Is Mortgage Forbearance the Best Choice?

“I don’t really think it’s worth it,” says Dahl, who’s losing about $5,000 in income each month his business is closed. “I don’t really want to pay four mortgage payments in one.” Dahl is one of many thousands of Americans who are having trouble making their monthly mortgage payments due to the coronavirus pandemic—or will soon, if the crisis drags on.

In the past month, nearly 17 million Americans have filed for unemployment as shelter-in-place orders, social distancing measures, and nonessential business closures went into effect.

Last week, economists estimated the unemployment rate was about 13%—worse than during the Great Recession. And those numbers don’t even include many out-of-work, self-employed, and gig workers along with those who’ve had trouble filing their claims because unemployment offices are overwhelmed.

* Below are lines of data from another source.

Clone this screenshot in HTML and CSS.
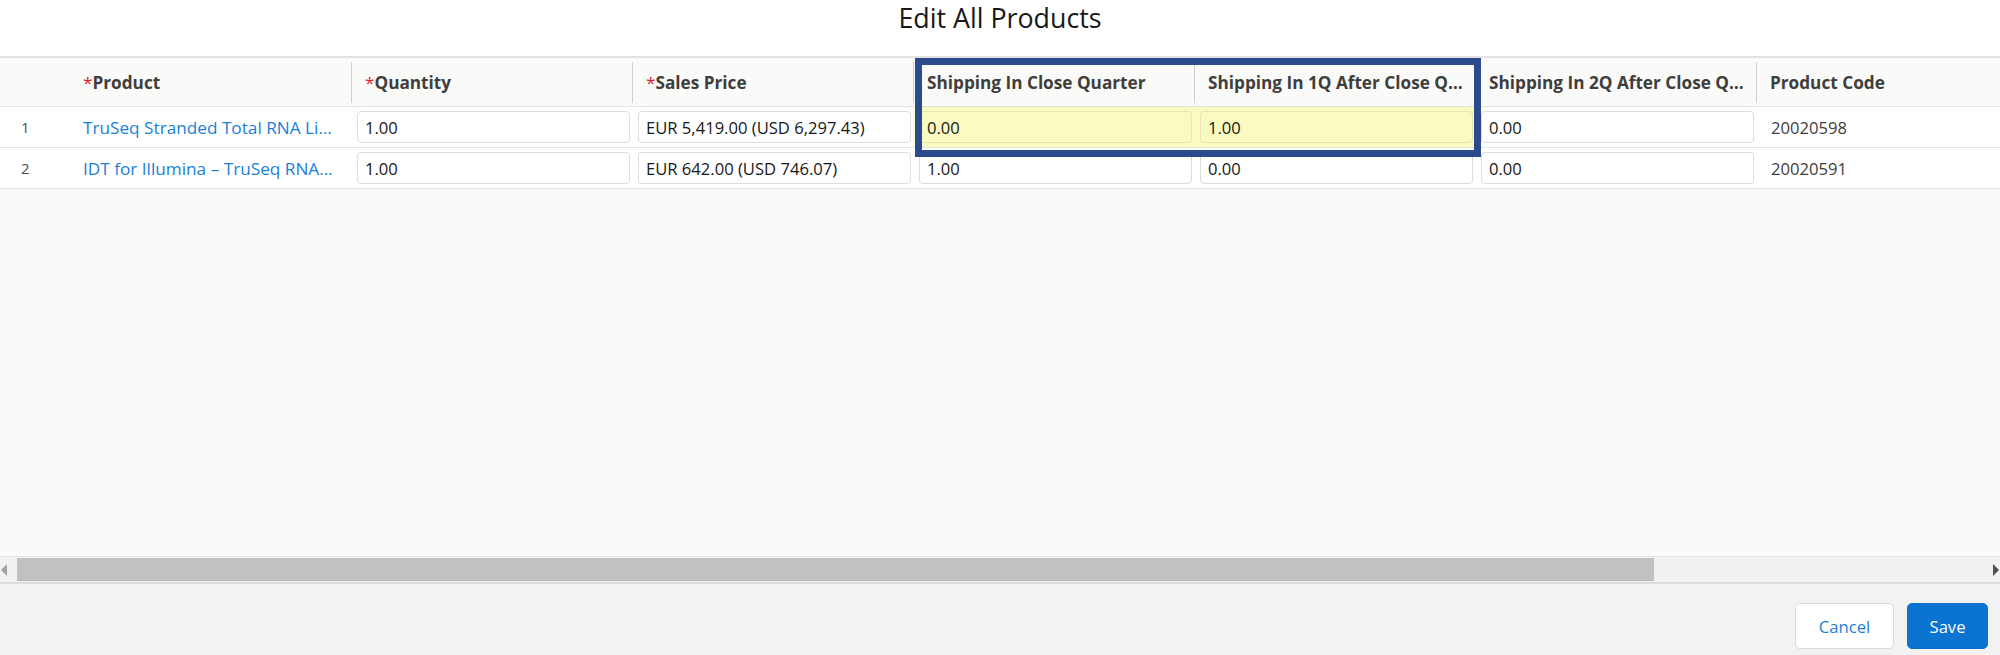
FILE: index.html
```html
<!DOCTYPE html>
<html lang="en">
<head>
<meta charset="utf-8">
<title>Edit All Products</title>
<link rel="stylesheet" href="styles.css">
</head>
<body>
<div class="modal">
  <header class="modal-header">
    <h1 class="modal-title">Edit All Products</h1>
  </header>
  <section class="table-area">
    <div class="grid-viewport">
      <div class="grid">
        <div class="row row-head">
          <div class="hcell hcell-num"></div>
          <div class="hcell hcell-product"><span class="req">*</span>Product</div>
          <div class="hcell"><span class="req">*</span>Quantity</div>
          <div class="hcell"><span class="req">*</span>Sales Price</div>
          <div class="hcell">Shipping In Close Quarter</div>
          <div class="hcell">Shipping In 1Q After Close Q…</div>
          <div class="hcell">Shipping In 2Q After Close Q…</div>
          <div class="hcell hcell-last">Product Code</div>
        </div>
        <div class="row">
          <div class="cell cell-num">1</div>
          <div class="cell cell-product"><a class="link" href="#">TruSeq Stranded Total RNA Li…</a></div>
          <div class="cell"><div class="field">1.00</div></div>
          <div class="cell"><div class="field">EUR 5,419.00 (USD 6,297.43)</div></div>
          <div class="cell cell-edited"><div class="field field-edited">0.00</div></div>
          <div class="cell cell-edited"><div class="field field-edited">1.00</div></div>
          <div class="cell"><div class="field">0.00</div></div>
          <div class="cell cell-text">20020598</div>
        </div>
        <div class="row">
          <div class="cell cell-num">2</div>
          <div class="cell cell-product"><a class="link" href="#">IDT for Illumina – TruSeq RNA…</a></div>
          <div class="cell"><div class="field">1.00</div></div>
          <div class="cell"><div class="field">EUR 642.00 (USD 746.07)</div></div>
          <div class="cell"><div class="field">1.00</div></div>
          <div class="cell"><div class="field">0.00</div></div>
          <div class="cell"><div class="field">0.00</div></div>
          <div class="cell cell-text">20020591</div>
        </div>
      </div>
      <div class="highlight"></div>
    </div>
    <div class="empty"></div>
    <div class="hscroll">
      <div class="hscroll-btn"><span class="arrow-left"></span></div>
      <div class="hscroll-track"><div class="hscroll-thumb"></div></div>
      <div class="hscroll-btn"><span class="arrow-right"></span></div>
    </div>
  </section>
  <footer class="modal-footer">
    <button class="btn btn-neutral" type="button">Cancel</button>
    <button class="btn btn-brand" type="button">Save</button>
  </footer>
</div>
</body>
</html>
```

FILE: styles.css
```css
* { box-sizing: border-box; }

html, body {
  margin: 0;
  padding: 0;
  width: 2000px;
  height: 655px;
  overflow: hidden;
  background: #ffffff;
}

body {
  font-family: "Open Sans", "Noto Sans", sans-serif;
  font-size: 16.6px;
  color: #080707;
}

.modal {
  display: flex;
  flex-direction: column;
  height: 655px;
}

.modal-header {
  height: 56px;
  background: #ffffff;
  display: flex;
  justify-content: center;
  align-items: flex-start;
}

.modal-title {
  margin: 0;
  font-weight: 400;
  font-size: 26.8px;
  line-height: 35px;
  color: #181818;
}

.table-area {
  flex: 1;
  display: flex;
  flex-direction: column;
  border-top: 2px solid #e2e2e2;
  background: #fafafa;
  min-height: 0;
}

.grid-viewport {
  position: relative;
  overflow: hidden;
  width: 2000px;
}

.grid {
  width: 2000px;
}

.row {
  display: grid;
  grid-template-columns: 60px 292px 281px 281px 281px 281px 281px 243px;
  border-bottom: 1px solid #e3e3e3;
  background: #ffffff;
}

.row-head {
  height: 49px;
  background: #fafaf9;
  align-items: stretch;
}

.hcell {
  display: flex;
  align-items: center;
  margin: 4px 0 3px;
  padding-left: 13px;
  border-right: 1px solid #cfcfcf;
  font-size: 17.2px;
  font-weight: 700;
  color: #3e3e3c;
  white-space: nowrap;
  overflow: hidden;
}

.hcell-num,
.hcell-last {
  border-right: none;
}

.hcell-product {
  padding-left: 23px;
}

.req {
  color: #d8232a;
  font-weight: 400;
}

.cell {
  height: 40px;
  padding: 4px 3px 4px 5px;
  display: flex;
  align-items: center;
  white-space: nowrap;
  overflow: hidden;
}

.cell-num {
  padding-left: 21px;
  color: #514f4d;
  font-size: 15px;
}

.cell-product {
  padding-left: 23px;
  font-size: 17.2px;
}

.cell-text {
  padding-left: 14px;
  color: #3e3e3c;
}

.cell-edited {
  background: #f9fbc0;
}

.link {
  color: #1a7fd6;
  text-decoration: none;
}

.field {
  width: 100%;
  height: 32px;
  display: flex;
  align-items: center;
  padding-left: 7px;
  border: 1px solid #dedcdb;
  border-radius: 4px;
  background: #ffffff;
  color: #181818;
}

.field-edited {
  background: #f9fbc0;
  border-color: #e6e6b4;
}

.highlight {
  position: absolute;
  left: 915px;
  top: 0px;
  width: 566px;
  height: 99px;
  border: 7px solid #2b4b8c;
  pointer-events: none;
}

.empty {
  flex: 1;
  background: #fafafa;
}

.hscroll {
  height: 26px;
  display: flex;
  background: #f1f1f1;
  border-top: 1px solid #e6e6e6;
}

.hscroll-btn {
  width: 17px;
  display: flex;
  align-items: center;
  justify-content: center;
}

.hscroll-track {
  flex: 1;
  padding: 1px 0;
  display: flex;
}

.hscroll-thumb {
  width: 1637px;
  background: #c1c1c1;
  border-bottom: 1px solid #b8b8b8;
}

.arrow-left {
  width: 0;
  height: 0;
  border-top: 6px solid transparent;
  border-bottom: 6px solid transparent;
  border-right: 6px solid #a3a3a3;
  margin-right: 10px;
}

.arrow-right {
  width: 0;
  height: 0;
  border-top: 6px solid transparent;
  border-bottom: 6px solid transparent;
  border-left: 6px solid #505050;
  margin-left: 8px;
}

.modal-footer {
  height: 73px;
  border-top: 2px solid #dcdcdc;
  background: #f3f2f2;
  display: flex;
  justify-content: flex-end;
  align-items: flex-start;
  padding: 19px 12px 0 0;
  gap: 13px;
}

.btn {
  height: 46px;
  border-radius: 5px;
  font-family: "Open Sans", "Noto Sans", sans-serif;
  font-size: 16.6px;
  padding: 0;
  cursor: pointer;
}

.btn-neutral {
  width: 99px;
  background: #ffffff;
  border: 1px solid #dddbda;
  color: #1a7fd6;
}

.btn-brand {
  width: 81px;
  background: #0b73d0;
  border: 1px solid #0b73d0;
  color: #ffffff;
}
```
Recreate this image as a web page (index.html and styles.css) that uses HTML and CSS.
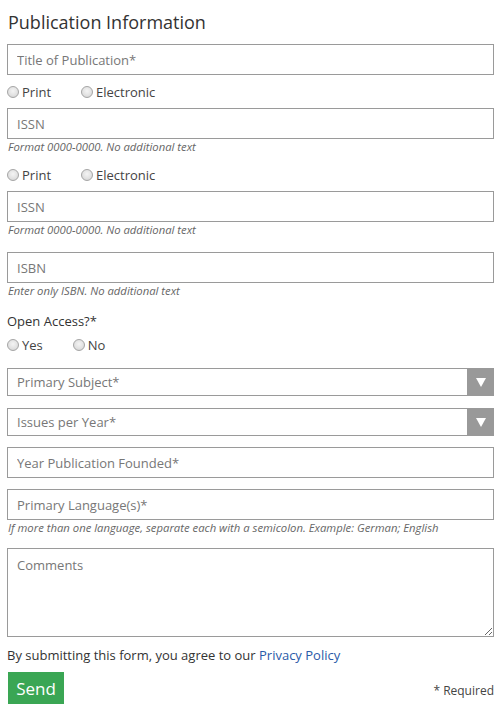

The widespread misery spread by COVID-19 has left many homeowners scrambling to figure out how to pay their mortgages. Homeowners with government-backed loans—and even many without—are being offered up to 12 months of forbearance, doled out in 90-day chunks. But this temporary fix could result in another wave of foreclosures if additional assistance isn’t provided. Many homeowners could be asked to pay back all of those missed mortgage bills in one lump sum at the end of the forbearance period, a near impossible feat for many who can’t afford their payments today and don’t know when the economy will recover.

Fannie Mae, Freddie Mac, and the Federal Housing Administration say their borrowers, who make up slightly more than half of all buyers, are never required to make lump-sum payments. They also offer various assistance plans, some more generous than others. But even those homeowners will also eventually have to make good on what they owe, a hardship for those out of work. Those who can’t could eventually lose their homes.